Kırk kez belirtmemize rağmen bu döner sermaye dağıtım listesi bir panoya asılmadığı gibi, kurumun web sitesine de konmadı. 

Bu çalışma şekli iş yerindeki çalışma barışını bozuyor. Personelin üretimi düşüyor. Verimliliği azalıyor.  İşin ehli ve uzmanları ile yol yürünmez ise bu işlerden verim almak mümkün olmaz. 

Önemli bir husus ise, Hastaneden çok uzakta kiralanan diyaliz hizmeti hastane bahçesindeki diş merkezine tahsis edilen yere gelmeli ve diş bölümü esas kendi binasına gitmeli. Bu hastalar için önemli bir hizmettir. 

Ana giriş kapısının oradaki güvenlikten saymanlığa doğru bulunan çizgideki otopark olarak şu an değerlendirilen araçların konduğu kısma. Hastane caddesine arkası dönük olan yola bakan kısma, prefabrikten, doktorların hastaya hizmet sunduğu poliklinikler yapılabilir. Bu şekilde geniş ortama yayılan poliklinik hizmeti vatandaşın da bir yerde can ve mal güvenliğini sağlayacak hastanın hekim seçme hakkını da arttıracaktır. 

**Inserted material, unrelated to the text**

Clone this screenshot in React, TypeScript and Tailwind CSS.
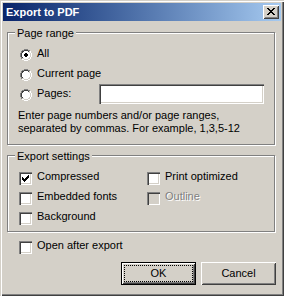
import React from "react";

type Palette = Record<string, string>;

// tiny pixel-art helper for the classic glyphs (radio, check, close X)
function Pixels({ rows, colors }: { rows: string[]; colors: Palette }) {
  const w = rows[0].length;
  const h = rows.length;
  return (
    <svg width={w} height={h} viewBox={`0 0 ${w} ${h}`} shapeRendering="crispEdges" className="block">
      {rows.flatMap((row, y) =>
        row.split("").map((c, x) =>
          colors[c] ? <rect key={`${x}-${y}`} x={x} y={y} width={1} height={1} fill={colors[c]} /> : null
        )
      )}
    </svg>
  );
}

const PAL: Palette = { G: "#808080", D: "#404040", W: "#ffffff", L: "#d4d0c8", X: "#000000", "#": "#000000" };

const RADIO = [
  "....GGGG....",
  "..GGDDDDGG..",
  ".GDDWWWWDLW.",
  ".GDWWWWWWLW.",
  "GDWWWWWWWWLW",
  "GDWWWWWWWWLW",
  "GDWWWWWWWWLW",
  "GDWWWWWWWWLW",
  ".GDWWWWWWLW.",
  ".GLLWWWWLLW.",
  "..WWLLLLWW..",
  "....WWWW....",
];

const RADIO_ON = RADIO.map((row, y) => {
  const dot: Record<number, number[]> = { 4: [5, 6], 5: [4, 5, 6, 7], 6: [4, 5, 6, 7], 7: [5, 6] };
  if (!dot[y]) return row;
  return row
    .split("")
    .map((c, x) => (dot[y].includes(x) ? "X" : c))
    .join("");
});

const CHECK = ["......#", ".....##", "#...###", "##.###.", "#####..", ".###...", "..#...."];

const CLOSE_X = ["##....##", ".##..##.", "..####..", "...##...", "..####..", ".##..##.", "##....##"];

const sunken =
  "shadow-[inset_1px_1px_0_#808080,inset_2px_2px_0_#404040,inset_-1px_-1px_0_#ffffff,inset_-2px_-2px_0_#d4d0c8]";
const raised =
  "shadow-[inset_1px_1px_0_#ffffff,inset_-1px_-1px_0_#404040,inset_2px_2px_0_#d4d0c8,inset_-2px_-2px_0_#808080]";

function Radio({ label, checked }: { label: string; checked?: boolean }) {
  return (
    <div className="flex items-start h-[20px] pl-[11px]">
      <div className="w-[13px] pt-[2px] pl-[1px]">
        <Pixels rows={checked ? RADIO_ON : RADIO} colors={PAL} />
      </div>
      <span className="ml-[5px]">{label}</span>
    </div>
  );
}

function Check({ label, checked, disabled }: { label: string; checked?: boolean; disabled?: boolean }) {
  return (
    <div className="flex items-start h-[20px]">
      <div
        className={`mt-[2px] w-[13px] h-[13px] p-[3px] ${sunken} ${disabled ? "bg-[#d4d0c8]" : "bg-white"}`}
      >
        {checked && <Pixels rows={CHECK} colors={PAL} />}
      </div>
      <span className={`ml-[5px] ${disabled ? "text-[#808080] [text-shadow:1px_1px_0_#ffffff]" : ""}`}>
        {label}
      </span>
    </div>
  );
}

function GroupBox({ title, height, children }: { title: string; height: string; children: React.ReactNode }) {
  return (
    <div
      className={`w-[268px] ${height} border border-[#808080] shadow-[inset_1px_1px_0_#ffffff,1px_1px_0_#ffffff] flex flex-col`}
    >
      <div className="-mt-[6px] ml-[7px] px-[2px] w-fit bg-[#d4d0c8]">{title}</div>
      {children}
    </div>
  );
}

export default function App() {
  return (
    <div className="w-[284px] h-[296px] bg-[#d4d0c8] p-[3px] flex flex-col text-[11px] leading-[13px] text-black font-['Liberation_Sans',Arial,sans-serif] select-none shadow-[inset_1px_1px_0_#d4d0c8,inset_2px_2px_0_#ffffff,inset_-1px_-1px_0_#404040,inset_-2px_-2px_0_#808080]">
      {/* Title bar */}
      <div className="h-[18px] shrink-0 flex items-center justify-between bg-linear-to-r from-[#0a246a] to-[#a6caf0] pl-[3px] pr-[2px]">
        <span className="font-bold text-white">Export to PDF</span>
        <div className={`w-[16px] h-[14px] bg-[#d4d0c8] pl-[4px] pt-[3px] ${raised}`}>
          <Pixels rows={CLOSE_X} colors={PAL} />
        </div>
      </div>

      {/* Body */}
      <div className="flex flex-col px-[4px] pt-[11px]">
        <GroupBox title="Page range" height="h-[113px]">
          <div className="mt-[7px] flex flex-col">
            <Radio label="All" checked />
            <Radio label="Current page" />
            <div className="flex items-start h-[20px] pl-[11px]">
              <div className="w-[13px] pt-[2px] pl-[1px]">
                <Pixels rows={RADIO} colors={PAL} />
              </div>
              <span className="ml-[5px] w-[62px]">Pages:</span>
              <div className={`-mt-[3px] w-[165px] h-[20px] bg-white ${sunken}`} />
            </div>
          </div>
          <p className="mt-[2px] ml-[10px]">
            Enter page numbers and/or page ranges,
            <br />
            separated by commas. For example, 1,3,5-12
          </p>
        </GroupBox>

        <div className="mt-[10px]">
          <GroupBox title="Export settings" height="h-[77px]">
            <div className="mt-[7px] pl-[11px] grid grid-cols-[128px_1fr]">
              <Check label="Compressed" checked />
              <Check label="Print optimized" />
              <Check label="Embedded fonts" />
              <Check label="Outline" disabled />
              <Check label="Background" />
            </div>
          </GroupBox>
        </div>

        <div className="mt-[7px] pl-[12px]">
          <Check label="Open after export" />
        </div>

        <div className="mt-[3px] ml-[114px] flex gap-[5px]">
          <button className="w-[75px] h-[23px] border border-black bg-[#d4d0c8] p-[2px] shadow-[inset_1px_1px_0_#ffffff,inset_-1px_-1px_0_#404040,inset_2px_2px_0_#d4d0c8,inset_-2px_-2px_0_#808080]">
            <div className="h-full border border-dotted border-black flex items-center justify-center">OK</div>
          </button>
          <button className={`w-[75px] h-[23px] bg-[#d4d0c8] flex items-center justify-center ${raised}`}>
            Cancel
          </button>
        </div>
      </div>
    </div>
  );
}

Bazı servislerde hasta yatıracak oda bulunmuyor. Göğüs, dâhiliye, onkoloji, ortopedi servislerinde yatak yok denmekte. Hastaların çoğu zaman sedyede beklediği görülüyor. Bunların acilen çözümlenmesi gerekiyor. 

Öte yandan, Güvenlikçi personelin bir sorunu var. Adamlardan, şirket, size yıllardır devam eden bir şekilde bilmeden fazla para ödedik diye, çalışanlardan 400- 500 lira para istiyormuş ve kesiyormuş. Böyle şey olur mu? Bu insanlar işlerini kaybetmemek için seslerini çıkarmıyorlar. Bunların hakkını arayacak kişiler nerede? Şikâyet edin demek doğru mu? Nasıl etsinler? Kapıya konuyorlar. Korkudan ağızlarını açamıyorlar. Hepsinin çoluk çocuğu var. İdare bu işe lütfen el atsın.